During the Middle Ages, significant trade fairs were held where commodities were exchanged following rules and standards. Over the years, new trading methods emerged, propelling commodity transactions on a global scale.
Today, one of the most influential modern markets is the Chicago Board of Trade (CBOT), established in 1848 in the United States. Initially, the CBOT traded only agricultural products to provide liquidity and help farmers and consumers better manage price risks. Nowadays, it trades options, futures, and other financial instruments related to a wide range of commodities.
In 2007, the Chicago Board of Trade merged with the Chicago Mercantile Exchange (CME), becoming the world’s largest commodity derivatives market, known as the CME Group, comprised of several US exchanges. This market trades trillions of dollars in contracts each year.

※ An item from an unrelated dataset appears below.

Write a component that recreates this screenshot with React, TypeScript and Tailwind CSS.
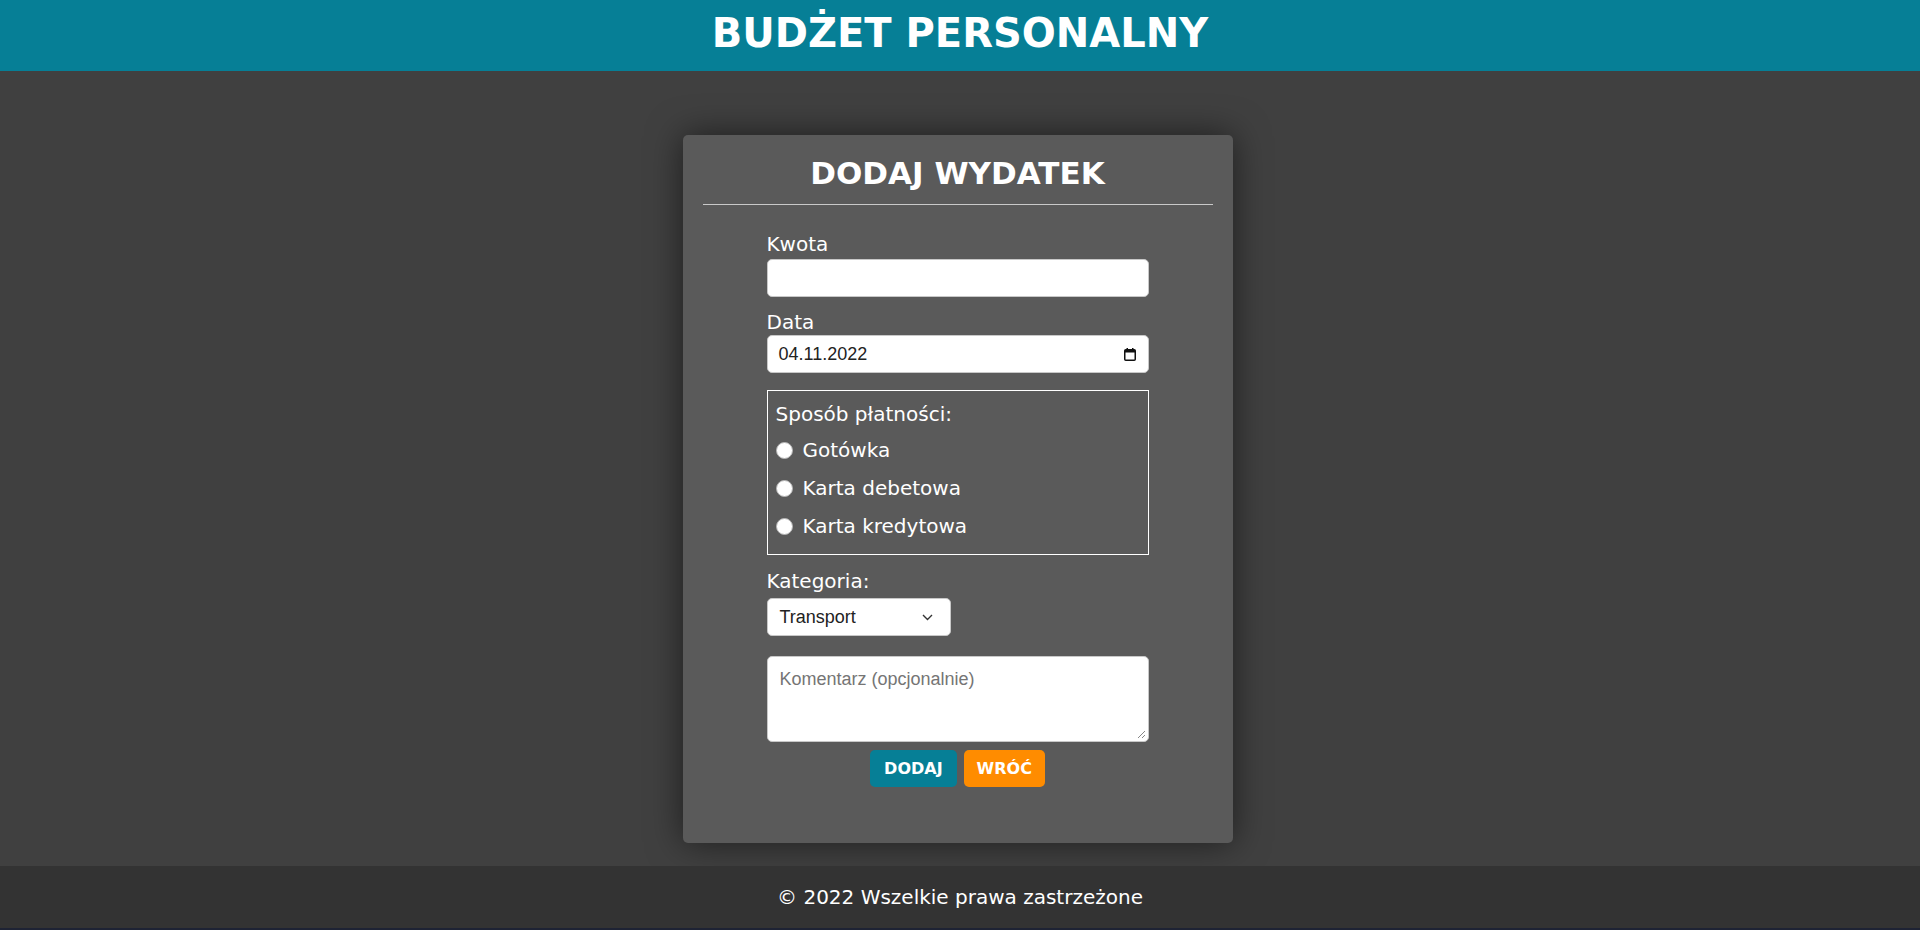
import React from "react";

const font = { fontFamily: '"DejaVu Sans", Verdana, sans-serif' };

function Radio({ label }: { label: string }) {
  return (
    <div className="flex items-center h-[38px]">
      <span className="w-[17px] h-[17px] rounded-full bg-white border border-[#b5b5b5] shrink-0" />
      <span className="ml-[10px] text-[20px] leading-[24px] text-white">{label}</span>
    </div>
  );
}

export default function App() {
  return (
    <div className="min-h-screen h-[930px] flex flex-col bg-[#404040]" style={font}>
      <header className="h-[71px] bg-[#067f96] flex justify-center pt-[9px] shrink-0">
        <h1 className="text-[40px] leading-[48px] font-bold text-white">BUDŻET PERSONALNY</h1>
      </header>
      <main className="flex-1 pt-[64px] pr-[5px]">
        <div className="w-[550px] h-[708px] mx-auto bg-[#5a5a5a] rounded-[5px] shadow-[0_0_35px_rgba(0,0,0,0.55)] px-[20px] pt-[20px]">
          <h2 className="text-[31px] leading-[36px] font-bold text-white text-center">DODAJ WYDATEK</h2>
          <div className="mt-[13px] h-px bg-[#c9c9c9]" />
          <div className="w-[382px] mx-auto pt-[27px]">
            <label className="block text-[20px] leading-[24px] text-white mb-[3px]">Kwota</label>
            <div className="h-[38px] rounded-[5px] border border-[#c8c8c8] bg-white" />

            <label className="block mt-[13px] text-[20px] leading-[24px] text-white mb-[1px]">Data</label>
            <div
              className="h-[38px] rounded-[5px] border border-[#c8c8c8] bg-white flex items-center pl-[11px] pr-[12px] text-[18px] text-[#222]"
              style={{ fontFamily: '"Liberation Sans", Arial, sans-serif' }}
            >
              <span className="flex-1">04.11.2022</span>
              <svg width="12" height="13" viewBox="0 0 12 13" className="shrink-0">
                <rect x="0.75" y="1.75" width="10.5" height="10.5" rx="1" fill="none" stroke="#111" strokeWidth="1.5" />
                <rect x="1" y="2" width="10" height="2.5" fill="#111" />
                <rect x="2.5" y="0" width="1.5" height="2.5" fill="#111" />
                <rect x="8" y="0" width="1.5" height="2.5" fill="#111" />
              </svg>
            </div>

            <div className="mt-[17px] h-[165px] border border-white pt-[11px] pl-[8px]">
              <div className="text-[20px] leading-[24px] text-white">Sposób płatności:</div>
              <div className="mt-[5px]">
                <Radio label="Gotówka" />
                <Radio label="Karta debetowa" />
                <Radio label="Karta kredytowa" />
              </div>
            </div>

            <label className="block mt-[14px] text-[20px] leading-[24px] text-white mb-[5px]">Kategoria:</label>
            <div
              className="w-[184px] h-[38px] rounded-[5px] border border-[#c8c8c8] bg-white flex items-center pl-[12px] pr-[17px] text-[18px] text-[#222]"
              style={{ fontFamily: '"Liberation Sans", Arial, sans-serif' }}
            >
              <span className="flex-1">Transport</span>
              <svg width="11" height="7" viewBox="0 0 11 7" className="shrink-0">
                <path d="M1 1l4.5 4.5L10 1" fill="none" stroke="#333" strokeWidth="1.4" />
              </svg>
            </div>

            <div
              className="relative mt-[20px] h-[86px] rounded-[5px] border border-[#c8c8c8] bg-white pt-[9px] pl-[12px] text-[18px] text-[#757575]"
              style={{ fontFamily: '"Liberation Sans", Arial, sans-serif' }}
            >
              Komentarz (opcjonalnie)
              <svg width="9" height="9" viewBox="0 0 9 9" className="absolute right-[2px] bottom-[2px]">
                <path d="M8 1L1 8M8 5L5 8" stroke="#888" strokeWidth="1" />
              </svg>
            </div>
          </div>
          <div className="mt-[8px] flex justify-center gap-[7px]">
            <button className="h-[37px] px-[14px] rounded-[5px] bg-[#067f96] text-white text-[16px] font-bold">DODAJ</button>
            <button className="h-[37px] px-[13px] rounded-[5px] bg-[#ff8c00] text-white text-[16px] font-bold">WRÓĆ</button>
          </div>
        </div>
      </main>
      <footer className="h-[62px] bg-[#333333] flex items-center justify-center text-white text-[20px] shrink-0">
        © 2022 Wszelkie prawa zastrzeżone
      </footer>
      <div className="h-[2px] bg-[#1e2334] shrink-0" />
    </div>
  );
}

How Commodity Markets Work
Commodity markets function as bidirectional markets, facilitating interaction between sellers and buyers. Commodity prices are determined based on the global supply and demand for a particular commodity, influenced by various factors such as weather conditions, available inventory, or transportation costs.

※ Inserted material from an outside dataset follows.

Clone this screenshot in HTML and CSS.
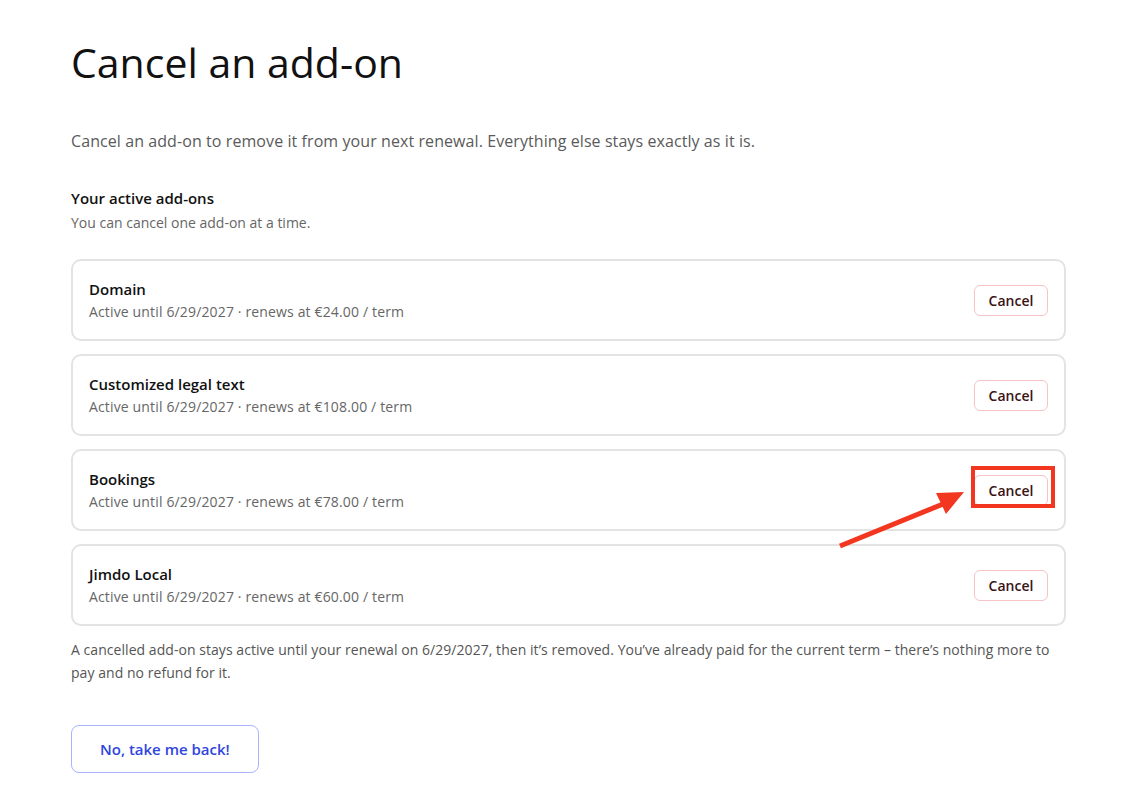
FILE: index.html
```html
<!DOCTYPE html>
<html lang="en">
<head>
  <meta charset="UTF-8" />
  <title>Cancel an add-on</title>
  <link rel="stylesheet" href="styles.css">
</head>
<body>

<div class="page">
  <h1 class="title">Cancel an add-on</h1>
  <p class="intro">Cancel an add-on to remove it from your next renewal. Everything else stays exactly as it is.</p>

  <div class="section-head">
    <div class="section-title">Your active add-ons</div>
    <div class="section-note">You can cancel one add-on at a time.</div>
  </div>

  <div class="addons">
    <div class="addon">
      <div class="addon-info">
        <div class="addon-name">Domain</div>
        <div class="addon-meta">Active until 6/29/2027 · renews at €24.00 / term</div>
      </div>
      <button class="cancel-btn">Cancel</button>
    </div>

    <div class="addon">
      <div class="addon-info">
        <div class="addon-name">Customized legal text</div>
        <div class="addon-meta">Active until 6/29/2027 · renews at €108.00 / term</div>
      </div>
      <button class="cancel-btn">Cancel</button>
    </div>

    <div class="addon">
      <div class="addon-info">
        <div class="addon-name">Bookings</div>
        <div class="addon-meta">Active until 6/29/2027 · renews at €78.00 / term</div>
      </div>
      <div class="marked">
        <button class="cancel-btn">Cancel</button>
        <span class="mark-box"></span>
      </div>
    </div>

    <div class="addon">
      <div class="addon-info">
        <div class="addon-name">Jimdo Local</div>
        <div class="addon-meta">Active until 6/29/2027 · renews at €60.00 / term</div>
      </div>
      <button class="cancel-btn">Cancel</button>
    </div>
  </div>

  <p class="footnote">A cancelled add-on stays active until your renewal on 6/29/2027, then it’s removed. You’ve already paid for the current term – there’s nothing more to pay and no refund for it.</p>

  <button class="back-btn">No, take me back!</button>

  <!-- annotation arrow -->
  <svg class="arrow" width="140" height="70" viewBox="0 0 140 70">
    <line x1="4" y1="60" x2="112" y2="16" stroke="#f2361f" stroke-width="5" />
    <polygon points="128,6 100,7 110,28" fill="#f2361f" />
  </svg>
</div>

</body>
</html>
```

FILE: styles.css
```css
body {
  margin: 0;
  background: #fff;
  font-family: 'Open Sans', 'Noto Sans', sans-serif;
  color: #111;
}

.page {
  position: relative;
  width: 995px;
  padding: 38px 0 0 71px;
}

.title {
  margin: 0;
  font-size: 41px;
  line-height: 48px;
  font-weight: 400;
  color: #111;
}

.intro {
  margin: 43px 0 0;
  font-size: 16px;
  line-height: 24px;
  letter-spacing: 0.08px;
  color: #5a5a5a;
}

.section-head {
  margin-top: 34px;
}

.section-title {
  font-size: 15px;
  line-height: 22px;
  font-weight: 600;
  color: #111;
}

.section-note {
  margin-top: 4px;
  font-size: 14px;
  line-height: 20px;
  color: #666;
}

.addons {
  margin-top: 26px;
  display: flex;
  flex-direction: column;
  gap: 13px;
}

.addon {
  height: 82px;
  box-sizing: border-box;
  border: 2px solid #e3e3e3;
  border-radius: 10px;
  padding: 0 16px;
  display: flex;
  align-items: center;
  justify-content: space-between;
}

.addon-name {
  font-size: 15px;
  line-height: 20px;
  font-weight: 600;
  color: #111;
}

.addon-meta {
  margin-top: 3px;
  font-size: 14px;
  line-height: 20px;
  letter-spacing: 0.15px;
  color: #666;
}

.cancel-btn {
  width: 74px;
  height: 31px;
  border: 1px solid #f6c4c4;
  border-radius: 6px;
  background: #fff;
  color: #3a1414;
  font-family: inherit;
  font-size: 14px;
  font-weight: 600;
  cursor: pointer;
}

.marked {
  position: relative;
  display: flex;
}

.mark-box {
  position: absolute;
  left: -3px;
  top: -9px;
  right: -7px;
  bottom: -2px;
  border: 4px solid #f2361f;
}

.footnote {
  margin: 12px 0 0;
  font-size: 14px;
  line-height: 23px;
  letter-spacing: 0.05px;
  color: #555;
}

.back-btn {
  margin-top: 41px;
  height: 48px;
  padding: 0 28px;
  border: 1px solid #a9b3ff;
  border-radius: 8px;
  background: #fff;
  color: #2f45e0;
  font-family: inherit;
  font-size: 15px;
  font-weight: 600;
  cursor: pointer;
}

.arrow {
  position: absolute;
  left: 836px;
  top: 486px;
}
```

To ensure transparency and efficiency, commodities are standardized by quality, quantity, and other attributes. This provides liquidity, allowing participants to trade with ease.
Similar to the stock market, derivative instruments like futures, options, and swaps are used to hedge against price fluctuations.
The main participants are producers, consumers, and distributors, along with speculators (aiming to hedge against price volatility) and investors (seeking profits by betting on price movements).
Types of Commodity Markets
There are various types of commodity markets based on the product being traded and the mode of negotiation:
- Spot markets. These markets involve the immediate buying and selling of commodities for prompt delivery. Participants exchange the physical product for cash. For example, an agricultural producer sells their wheat harvest and delivers it on the same day in exchange for the agreed-upon payment.
- Futures markets. In these markets, standardized contracts for the purchase and sale of commodities for a specific future date are traded, allowing participants to hedge against future price variations. An example would be an agreement between a producer and a buyer regarding the price and quantity of a crop to be exchanged in three months.
- Options markets. In this type of market, contracts are traded that give the buyer the right, but not the obligation, to buy or sell a commodity at a pre-agreed price on a future date. In other words, the option seller assumes the obligation if the buyer exercises the right, protecting themselves against price fluctuations.
How to Trade in the Commodity Market?
In the commodity market, you’ll find a wide range of participants and strategies.
Hedgers are participants seeking to reduce their risk by hedging against price volatility. For instance, a producer may sell futures contracts to secure income, while a consumer may buy them to ensure price stability.
Speculators aim to profit from volatility by anticipating price movements and trading accordingly. These investors can take long (buy) or short (sell) positions based on their market outlook.
For most individual investors, direct access to trading in these markets can be complex, as it requires special accounts and certain permissions. However, an indirect way to participate is through shares of related companies or exchange-traded funds linked to commodities.
Commodity Market Trading vs Stock Trading
While both are significant financial markets, there are several substantial differences between the commodity market and the stock market.
Firstly, the commodity market trades physical commodities or derivatives thereof, while the stock market trades shares of companies.
Secondly, in the commodity market, buying and selling occur for immediate or future delivery, whereas the stock market involves the daily trading and transfer of ownership of shares.
Another distinction is that in the stock market, buyers acquire partial ownership in companies, which does not happen in commodities.
Market volatility in the commodity market is more influenced by geopolitical and macroeconomic factors, whereas in the stock market, it depends more on microeconomic factors and market sentiment.
Advantages & Disadvantages of Commodity Market
Among the benefits offered by commodity markets are the following:
- Portfolio diversification. Its performance is inversely related to fixed and variable income, resulting in higher returns.
- Inflation hedge. Using these markets can help combat inflation, as some commodities like gold maintain their purchasing power.
- Leverage with margins. By utilizing leverage, participants can potentially gain higher profits depending on their investment strategies.
Meanwhile, the disadvantages include high risk as price fluctuations are largely influenced by geopolitics, climate, and other difficult-to-predict factors. Besides, commodity markets bear potential losses amplified by leverage. Lack of periodic payments like dividends means profits are derived solely from capital gains. Finally, entering a commodity market is high sophisticated for individual investors without knowledge or direct access.
In conclusion, the commodity market is a fundamental pillar of the global economy, with a rich history and sophisticated current operation. It facilitates the trade of primary goods and derivatives through various participants and strategies, offering unique hedging and diversification opportunities.
However, like other markets such as the stock market, it can lead to significant losses if investments are not well managed, so participants should thoroughly educate themselves before engaging in this complex market.